Advocating for social enterprise education to become a compulsory component within higher education, she argued that such exposure enables students to directly engage with pressing global challenges including poverty and climate change while simultaneously developing practical competencies required for future leadership.

She said that social enterprise education cultivates leadership capabilities, applied problem-solving skills and experiential learning opportunities that conventional academic structures alone may not sufficiently provide.

Her remarks reflected a broader transformation currently taking place within higher education itself, where universities are increasingly expected to produce graduates who are capable not only of academic performance, but also of navigating complex socio-economic realities through interdisciplinary and impact-oriented approaches.
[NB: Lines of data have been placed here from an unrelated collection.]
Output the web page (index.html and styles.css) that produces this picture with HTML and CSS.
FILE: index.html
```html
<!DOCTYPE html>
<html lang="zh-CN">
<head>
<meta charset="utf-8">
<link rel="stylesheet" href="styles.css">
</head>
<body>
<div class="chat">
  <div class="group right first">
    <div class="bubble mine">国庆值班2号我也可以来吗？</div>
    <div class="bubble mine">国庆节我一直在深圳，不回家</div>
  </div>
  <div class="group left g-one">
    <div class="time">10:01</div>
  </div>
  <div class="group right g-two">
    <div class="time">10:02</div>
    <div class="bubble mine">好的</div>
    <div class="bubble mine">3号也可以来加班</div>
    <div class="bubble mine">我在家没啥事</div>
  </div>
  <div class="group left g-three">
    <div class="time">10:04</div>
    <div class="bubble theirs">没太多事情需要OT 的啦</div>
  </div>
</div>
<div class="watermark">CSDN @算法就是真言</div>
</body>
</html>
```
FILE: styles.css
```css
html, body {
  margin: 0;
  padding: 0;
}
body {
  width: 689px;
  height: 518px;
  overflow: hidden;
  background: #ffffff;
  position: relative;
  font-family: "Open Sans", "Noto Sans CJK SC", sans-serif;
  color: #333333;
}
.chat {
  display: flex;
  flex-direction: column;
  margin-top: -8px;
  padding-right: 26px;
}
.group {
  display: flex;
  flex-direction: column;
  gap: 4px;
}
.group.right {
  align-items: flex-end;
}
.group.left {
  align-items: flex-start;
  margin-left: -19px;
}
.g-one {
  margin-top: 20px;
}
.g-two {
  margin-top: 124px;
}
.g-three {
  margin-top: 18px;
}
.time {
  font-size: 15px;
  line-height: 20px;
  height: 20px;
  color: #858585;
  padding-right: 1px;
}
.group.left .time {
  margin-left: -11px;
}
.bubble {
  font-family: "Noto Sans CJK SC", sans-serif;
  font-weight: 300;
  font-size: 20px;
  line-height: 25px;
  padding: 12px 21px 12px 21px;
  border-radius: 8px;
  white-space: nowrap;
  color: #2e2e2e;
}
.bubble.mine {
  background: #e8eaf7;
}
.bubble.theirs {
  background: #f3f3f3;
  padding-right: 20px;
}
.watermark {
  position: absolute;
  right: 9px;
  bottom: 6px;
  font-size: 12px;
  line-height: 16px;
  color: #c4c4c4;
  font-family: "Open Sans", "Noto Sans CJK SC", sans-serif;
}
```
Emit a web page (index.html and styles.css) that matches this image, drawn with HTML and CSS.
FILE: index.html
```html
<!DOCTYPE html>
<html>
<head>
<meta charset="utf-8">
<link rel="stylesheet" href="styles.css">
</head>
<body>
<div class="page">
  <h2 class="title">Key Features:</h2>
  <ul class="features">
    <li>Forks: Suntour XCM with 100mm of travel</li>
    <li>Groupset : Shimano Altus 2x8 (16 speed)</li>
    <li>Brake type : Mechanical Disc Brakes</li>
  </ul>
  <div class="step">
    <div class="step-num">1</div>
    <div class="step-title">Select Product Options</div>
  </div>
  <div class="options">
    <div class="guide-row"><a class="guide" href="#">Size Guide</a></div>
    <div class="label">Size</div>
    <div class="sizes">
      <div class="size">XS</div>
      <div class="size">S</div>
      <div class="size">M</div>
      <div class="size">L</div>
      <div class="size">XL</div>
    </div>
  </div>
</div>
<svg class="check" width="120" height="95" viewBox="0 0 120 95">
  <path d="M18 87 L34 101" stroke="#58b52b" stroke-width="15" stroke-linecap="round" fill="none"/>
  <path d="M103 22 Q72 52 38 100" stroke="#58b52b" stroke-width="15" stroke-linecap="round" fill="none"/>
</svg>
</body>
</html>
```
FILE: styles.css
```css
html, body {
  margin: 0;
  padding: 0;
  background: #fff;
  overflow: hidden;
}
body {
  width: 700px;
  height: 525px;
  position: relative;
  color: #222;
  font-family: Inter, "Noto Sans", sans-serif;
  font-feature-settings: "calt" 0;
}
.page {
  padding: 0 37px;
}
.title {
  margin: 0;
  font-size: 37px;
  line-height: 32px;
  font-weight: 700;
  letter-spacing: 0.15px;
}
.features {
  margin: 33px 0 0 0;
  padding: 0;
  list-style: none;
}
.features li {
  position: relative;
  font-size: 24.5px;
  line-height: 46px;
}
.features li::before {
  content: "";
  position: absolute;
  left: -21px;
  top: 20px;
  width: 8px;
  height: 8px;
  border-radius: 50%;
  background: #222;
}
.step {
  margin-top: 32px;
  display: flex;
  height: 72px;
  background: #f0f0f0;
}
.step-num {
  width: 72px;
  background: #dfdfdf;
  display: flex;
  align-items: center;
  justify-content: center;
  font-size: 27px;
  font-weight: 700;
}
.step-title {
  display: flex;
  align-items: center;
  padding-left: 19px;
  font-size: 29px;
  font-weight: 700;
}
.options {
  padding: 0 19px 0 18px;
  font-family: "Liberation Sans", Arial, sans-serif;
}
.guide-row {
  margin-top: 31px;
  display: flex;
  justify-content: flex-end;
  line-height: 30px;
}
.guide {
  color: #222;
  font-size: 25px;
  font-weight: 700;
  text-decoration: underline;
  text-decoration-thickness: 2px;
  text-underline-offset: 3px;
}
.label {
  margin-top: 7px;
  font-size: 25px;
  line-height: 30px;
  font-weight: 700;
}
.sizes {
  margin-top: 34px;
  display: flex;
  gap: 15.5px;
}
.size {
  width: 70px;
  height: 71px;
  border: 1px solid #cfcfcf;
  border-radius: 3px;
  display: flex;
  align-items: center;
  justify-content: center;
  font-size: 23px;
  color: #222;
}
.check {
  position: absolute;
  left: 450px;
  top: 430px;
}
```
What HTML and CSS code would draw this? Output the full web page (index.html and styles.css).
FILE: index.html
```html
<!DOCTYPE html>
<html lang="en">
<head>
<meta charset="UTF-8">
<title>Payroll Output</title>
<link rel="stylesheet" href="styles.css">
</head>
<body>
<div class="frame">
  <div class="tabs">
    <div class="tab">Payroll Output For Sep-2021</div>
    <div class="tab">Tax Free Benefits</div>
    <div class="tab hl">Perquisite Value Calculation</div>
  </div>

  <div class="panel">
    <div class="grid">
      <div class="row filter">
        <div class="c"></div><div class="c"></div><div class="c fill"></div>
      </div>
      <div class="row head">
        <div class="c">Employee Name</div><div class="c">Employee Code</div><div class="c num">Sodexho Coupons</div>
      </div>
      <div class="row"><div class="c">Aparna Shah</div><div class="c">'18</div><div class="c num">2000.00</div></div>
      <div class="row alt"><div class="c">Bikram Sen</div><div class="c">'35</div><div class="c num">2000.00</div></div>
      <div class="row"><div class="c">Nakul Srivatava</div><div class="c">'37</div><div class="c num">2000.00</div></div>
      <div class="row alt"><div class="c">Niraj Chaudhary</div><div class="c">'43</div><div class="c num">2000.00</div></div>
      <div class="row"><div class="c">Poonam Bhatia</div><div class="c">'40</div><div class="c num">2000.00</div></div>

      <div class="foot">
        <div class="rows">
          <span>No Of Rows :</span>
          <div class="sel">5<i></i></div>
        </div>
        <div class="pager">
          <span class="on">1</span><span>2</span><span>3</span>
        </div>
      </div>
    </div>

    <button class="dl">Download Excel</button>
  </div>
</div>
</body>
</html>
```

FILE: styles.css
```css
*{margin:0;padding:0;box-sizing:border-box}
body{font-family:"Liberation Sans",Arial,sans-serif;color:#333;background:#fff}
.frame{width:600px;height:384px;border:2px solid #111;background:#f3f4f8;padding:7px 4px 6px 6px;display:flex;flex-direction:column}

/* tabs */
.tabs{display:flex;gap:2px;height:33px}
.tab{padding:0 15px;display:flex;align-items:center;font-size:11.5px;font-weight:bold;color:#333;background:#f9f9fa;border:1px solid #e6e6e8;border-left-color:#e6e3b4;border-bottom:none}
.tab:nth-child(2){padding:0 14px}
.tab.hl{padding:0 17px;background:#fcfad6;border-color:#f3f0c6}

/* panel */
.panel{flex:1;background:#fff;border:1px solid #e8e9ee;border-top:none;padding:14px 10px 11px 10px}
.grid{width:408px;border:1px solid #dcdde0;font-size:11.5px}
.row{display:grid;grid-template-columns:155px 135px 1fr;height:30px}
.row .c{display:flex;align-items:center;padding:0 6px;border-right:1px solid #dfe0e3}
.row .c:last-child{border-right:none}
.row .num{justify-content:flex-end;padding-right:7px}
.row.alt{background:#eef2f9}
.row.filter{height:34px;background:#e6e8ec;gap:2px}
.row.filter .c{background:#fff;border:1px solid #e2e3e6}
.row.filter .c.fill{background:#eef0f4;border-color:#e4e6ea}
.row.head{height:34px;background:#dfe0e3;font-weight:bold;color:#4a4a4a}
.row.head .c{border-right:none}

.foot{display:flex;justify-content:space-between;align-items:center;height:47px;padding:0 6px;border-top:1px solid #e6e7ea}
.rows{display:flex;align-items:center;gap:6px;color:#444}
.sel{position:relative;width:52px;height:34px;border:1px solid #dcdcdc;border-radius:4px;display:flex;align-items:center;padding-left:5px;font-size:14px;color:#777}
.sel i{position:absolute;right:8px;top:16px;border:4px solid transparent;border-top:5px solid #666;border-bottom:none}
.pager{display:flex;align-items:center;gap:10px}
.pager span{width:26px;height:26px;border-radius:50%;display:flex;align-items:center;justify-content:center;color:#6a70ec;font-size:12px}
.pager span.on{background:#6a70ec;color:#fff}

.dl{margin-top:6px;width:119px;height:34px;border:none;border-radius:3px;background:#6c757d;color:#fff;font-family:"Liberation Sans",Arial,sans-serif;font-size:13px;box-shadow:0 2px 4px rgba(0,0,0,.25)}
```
The emphasis on leadership, practical exposure and community-based problem-solving further illustrated how social enterprise is gradually being repositioned from an optional extracurricular activity into a strategic pedagogical instrument for producing socially responsive graduates.

Collectively, the symposium demonstrated that the future of community engagement increasingly depends on the integration of governance instrumentation, enterprise sustainability and educational transformation.

Discussions throughout the programme repeatedly emphasised that long-term impact cannot be sustained through isolated interventions alone, but through systems capable of institutionalising resilience within communities themselves.

In positioning social enterprise as both a governance mechanism and educational framework, the symposium reflected USM’s broader institutional shift towards sustainability-centred engagement models, in which the true measure of intervention success lies in the community’s ability to continue progressing independently long after the institution steps away.